Esattamente. Solo adesso, ma molto a posteriori, anche il comune si è messo a organizzare qualche aiuto. Siamo andati lì una prima volta fondamentalmente per fare compagnia, per giocare coi bambini. A Bondeno ci sono molti extracomunitari tra gli sfollati perché vivono nelle case più malandate e sono stati i primi a essere rimasti fuori. Sono rimasto subito colpito per la grande solidarietà e unità che c’era fra le persone, intendo gli stessi sfollati. Tutti che apparecchiavano, ognuno faceva il proprio, anche i bambini di 4 o 5 anni. Impressionante che nessuno si lamentasse: tutti insieme per la stessa cosa.
Cioè? Spiegaci.
Persone che magari fino al giorno prima non si salutavano neppure, penso al rapporto tra italiani ed extra comunitari. Adesso invece è come se il terremoto avesse fatto riemergere l’io, il modo come noi siamo fatti con questo bisogno imprenscindibile di essere amati e accolti. Tutta questa gente che ha perso tutto almeno temporaneamente e in tanti anche il lavoro, hanno trovato una accoglienza per la loro condizione che li ha risvegliati a rendersi conto che non sono soli. E questo lo abbiamo scoperto anche noi che andiamo lì, la stessa loro identica esigenza. Il terremoto ha messo in luce come noi siamo fatti, cioè che il nostro bisogno è innanzitutto un bisogno di felicità e di essere accolti. Fino a capire che non ci si salva da soli: abbiamo bisogno di qualcun altro, qualcosa che sia altro da noi.
Raccontaci qualche episodio significativo di quello che succede a Bondeno.
Le cose da raccontare sarebbero davvero tante. Penso ad esempio agli extracomunitari che sono rimasti così colpiti da come noi li accogliamo che è come se si fosse risvegliato anche in loro il bisogno di donare la propria vita. C’è una famiglia musulmana ad esempio che tutti i giorni va a prendere a casa sua una signora anziana che non ha parenti e non può muoversi da sola e la porta giù al centro di accoglienza per farle passare il tempo in compagnia degli altri. Poi alla sera sempre questa famiglia di musulmani la riporta a casa sua. E questo accade tutti i giorni.
Un altro esempio?
Una ragazza molto impaurita dal terremoto che era terrorizzata alla sera all’idea che ci potessero essere nuove scosse. Ci ha raccontato come quello che la rassicurava tutte le sere era pensare a un nostro amico di Finale Emilia che aveva deciso di rimanere lì anche se ha l’appartamento universitario a Ferrara. Riconoscere, cioè, che non sei da sola, ma in una compagnia, mi fa contenere la mia paura: la paura non è l’ultima parola. E adesso è lei che fa compagnia a una su vicina ancora più terrorizzata di lei e che è pure incinta.

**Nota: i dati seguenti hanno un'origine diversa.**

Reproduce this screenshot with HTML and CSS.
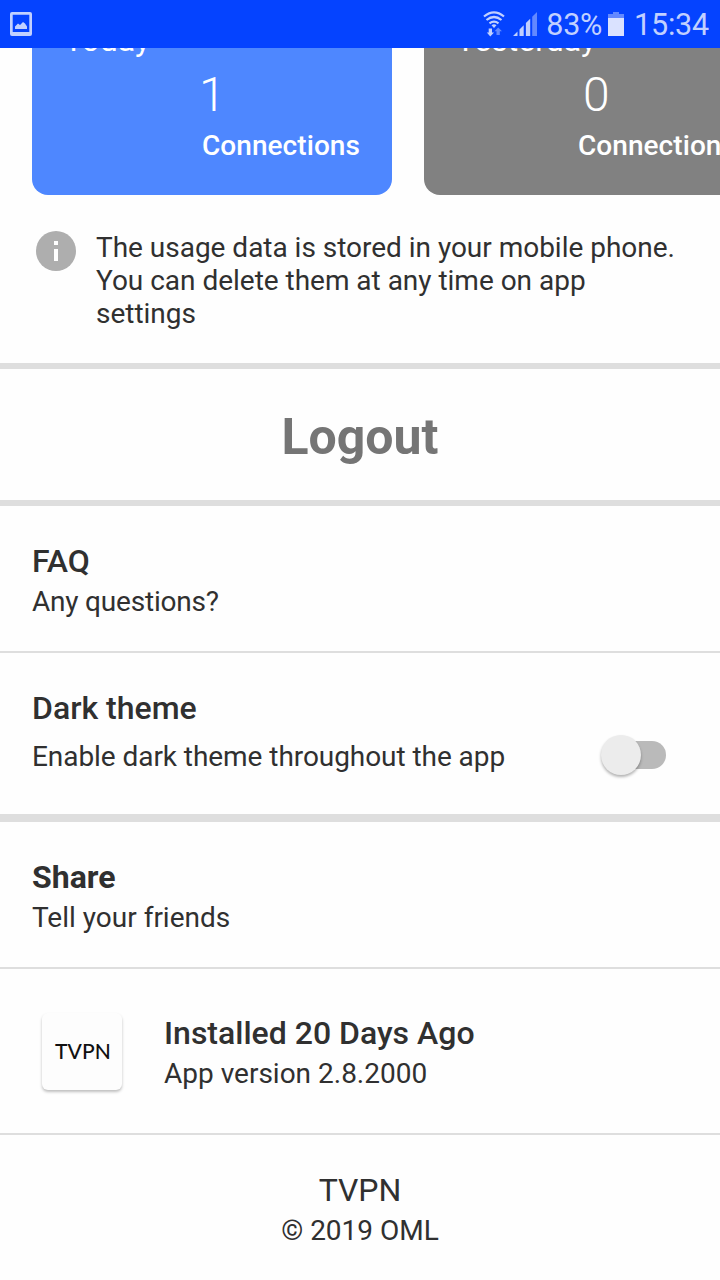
FILE: index.html
```
<!DOCTYPE html>
<html lang="en">
<head>
    <meta charset="UTF-8">
    <meta name="viewport" content="width=device-width, initial-scale=1.0">
    <title>TVPN</title>
    <link rel="stylesheet" href="styles.css">
</head>
<body>
    <header class="status-bar">
        <svg class="icon-picture" width="22" height="24" viewBox="0 0 22 24">
            <path fill-rule="evenodd" d="M2 0h18a2 2 0 0 1 2 2v20a2 2 0 0 1-2 2H2a2 2 0 0 1-2-2V2a2 2 0 0 1 2-2zM2.700 2.700v17.300h16.600V2.700z"/>
            <path d="M5 17v-2.500l3-3 2 1.500 3-3 2 1.500 2 3V17z"/>
        </svg>
        <div class="status-right">
            <svg class="icon-wifi" width="22" height="26" viewBox="0 0 22 26">
                <path class="wave" d="M1 5.500Q11-2.800 21 5.500M3.500 9Q11 3 18.500 9M6.500 12.300Q11 8.800 15.500 12.300"/>
                <path d="M8.500 14.300q2.500-2 5 0L11 17z"/>
                <path d="M5.700 17.500h3.300v4h2L7.300 25.400l-3.500-3.900h1.900z"/>
                <path class="dim" d="M13.500 24h3.300v-3.700h2.200L15.200 16.400l-3.700 3.900h2z"/>
            </svg>
            <svg class="icon-signal" width="24" height="24" viewBox="0 0 24 24">
                <path d="M0 24l4.500-4.500V24zM6.500 17.500L10.700 13.300V24H6.500zM12.900 11.100L17.200 6.800V24h-4.300z"/>
                <path class="dim" d="M19.200 4.800L24 0v24h-4.800z"/>
            </svg>
            <span class="battery-text">83%</span>
            <svg class="icon-battery" width="16" height="24" viewBox="0 0 16 24">
                <path class="dim" d="M5 0h6v2h5v4H0V2h5z"/>
                <path d="M0 6h16v18H0z"/>
            </svg>
            <span class="clock">15:34</span>
        </div>
    </header>

    <main>
        <section class="cards">
            <div class="card card-today">
                <p class="day">Today</p>
                <div class="count">
                    <p class="number">1</p>
                    <p class="label">Connections</p>
                </div>
            </div>
            <div class="card card-yesterday">
                <p class="day">Yesterday</p>
                <div class="count">
                    <p class="number">0</p>
                    <p class="label">Connections</p>
                </div>
            </div>
        </section>

        <section class="info">
            <svg class="icon-info" width="40" height="40" viewBox="0 0 40 40">
                <circle cx="20" cy="20" r="20"/>
                <path d="M18 10h4v4h-4zM18 18h4v12h-4z"/>
            </svg>
            <p>The usage data is stored in your mobile phone. You can delete them at any time on app settings</p>
        </section>

        <section class="logout">
            <button class="btn-logout">Logout</button>
        </section>

        <section class="row row-faq">
            <h2>FAQ</h2>
            <p>Any questions?</p>
        </section>

        <section class="row row-theme">
            <h2>Dark theme</h2>
            <div class="theme-line">
                <p>Enable dark theme throughout the app</p>
                <div class="switch"><div class="thumb"></div></div>
            </div>
        </section>

        <section class="row row-share">
            <h2>Share</h2>
            <p>Tell your friends</p>
        </section>

        <section class="row row-app">
            <div class="app-icon"><span>TVPN</span></div>
            <div>
                <h2>Installed 20 Days Ago</h2>
                <p>App version 2.8.2000</p>
            </div>
        </section>
    </main>

    <footer>
        <h3>TVPN</h3>
        <p>© 2019 OML</p>
    </footer>
</body>
</html>
```
FILE: styles.css
```
* {
    box-sizing: border-box;
    margin: 0;
    padding: 0;
}
body {
    width: 720px;
    height: 1280px;
    overflow: hidden;
    font-family: Roboto, sans-serif;
    font-size: 28px;
    line-height: 33px;
    color: #303030;
    background-color: #fefefe;
}
svg {
    display: block;
    flex-shrink: 0;
}

/* Status bar */
.status-bar {
    display: flex;
    justify-content: space-between;
    align-items: center;
    height: 48px;
    padding: 0 11px 0 10px;
    background-color: #0543ff;
    color: #c1d0ff;
    fill: #c1d0ff;
}
.status-right {
    display: flex;
    align-items: center;
    font-size: 30.5px;
}
.battery-text {
    letter-spacing: -0.3px;
}
.clock {
    letter-spacing: -0.2px;
}
.wave {
    fill: none;
    stroke: #c1d0ff;
    stroke-width: 2.2;
}
.dim {
    fill: #6389ff;
}
.icon-wifi {
    margin-top: -1px;
}
.icon-signal {
    margin: 0 9px 0 8px;
}
.icon-battery {
    margin: 0 10px 0 6px;
    fill: #dae2ff;
}

/* Usage cards */
.cards {
    display: flex;
    gap: 32px;
    height: 147px;
    padding-left: 32px;
    overflow: hidden;
}
.card {
    display: flex;
    flex-direction: column;
    justify-content: flex-end;
    flex: 0 0 360px;
    padding: 0 32px 33px 36px;
    border-radius: 0 0 16px 16px;
    color: #fff;
    font-weight: 500;
}
.card-today {
    background-color: #4e87ff;
}
.card-yesterday {
    background-color: #818181;
    padding-right: 48px;
}
.day {
    margin-left: -4px;
    font-size: 32px;
    font-weight: 400;
    line-height: 38px;
}
.count {
    align-self: flex-end;
    margin-top: 8px;
}
.label {
    letter-spacing: 0.07px;
}
.number {
    margin: 0 0 6px -3px;
    font-size: 48px;
    font-weight: 300;
    line-height: 56px;
}
.card-yesterday .number {
    margin-left: 5px;
}

/* Info note */
.info {
    display: flex;
    gap: 20px;
    height: 174px;
    padding: 36px 36px 0;
    border-bottom: 6px solid #dedede;
    letter-spacing: -0.02px;
}
.icon-info circle {
    fill: #aeaeae;
}
.icon-info path {
    fill: #fff;
}

.logout {
    display: flex;
    justify-content: center;
    align-items: center;
    height: 137px;
    padding-top: 4px;
    border-bottom: 6px solid #dedede;
}
.btn-logout {
    border: none;
    background: none;
    color: #757575;
    font-family: inherit;
    font-size: 50px;
    font-weight: 700;
    cursor: pointer;
}

/* Settings rows */
.row {
    height: 147px;
    padding: 36px 32px 0;
    border-bottom: 2px solid #dedede;
}
.row h2 {
    margin-bottom: 5px;
    font-size: 32px;
    font-weight: 500;
    line-height: 38px;
}
.row-faq p {
    letter-spacing: -0.2px;
}
.row-theme {
    height: 169px;
    border-bottom-width: 8px;
}
.theme-line {
    display: flex;
    justify-content: space-between;
    align-items: center;
    padding: 8px 22px 0 0;
    letter-spacing: -0.06px;
}
.switch {
    display: flex;
    align-items: center;
    width: 60px;
    height: 28px;
    margin-top: -4px;
    border-radius: 14px;
    background-color: #bababa;
}
.thumb {
    flex-shrink: 0;
    width: 40px;
    height: 40px;
    margin-left: -5px;
    border-radius: 50%;
    background-color: #ececec;
    box-shadow: 0 2px 3px rgba(0, 0, 0, 0.3);
}
.row-share h2 {
    font-weight: 700;
}
.row-app {
    display: flex;
    gap: 42px;
    height: 166px;
    padding: 45px 42px 0;
}
.app-icon {
    display: flex;
    justify-content: center;
    align-items: center;
    width: 80px;
    height: 77px;
    margin-top: -1px;
    padding: 0 0 2px 2px;
    border-radius: 6px;
    background-color: #fdfdfd;
    box-shadow: 0 2px 3px rgba(0, 0, 0, 0.25);
    color: #111;
    font-family: Lato, sans-serif;
    font-size: 21px;
    font-weight: 500;
    letter-spacing: 0.1px;
}

footer {
    padding-top: 36px;
    text-align: center;
}
footer h3 {
    margin-bottom: 5px;
    font-size: 32px;
    font-weight: 400;
    line-height: 38px;
}
```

In conclusione, pensi che anche una volta superata questa emergenza questa unità, questa amicizia con le persone di Bondeno potrà continuare?
Non solo nel futuro ma già adesso. Abbiamo ad esempio deciso di andare tutti a Bondeno a guardare insieme alla gente del posto le partite dei campionati europei. La certezza del futuro è una certezza del presente. Mi sono accorto con stupore come io adesso considero mia questa gente di Bondeno, come loro siano nostri. Proprio per la fede che ho posso dire che questi sfollati sono sempre più miei e io sono sempre più loro.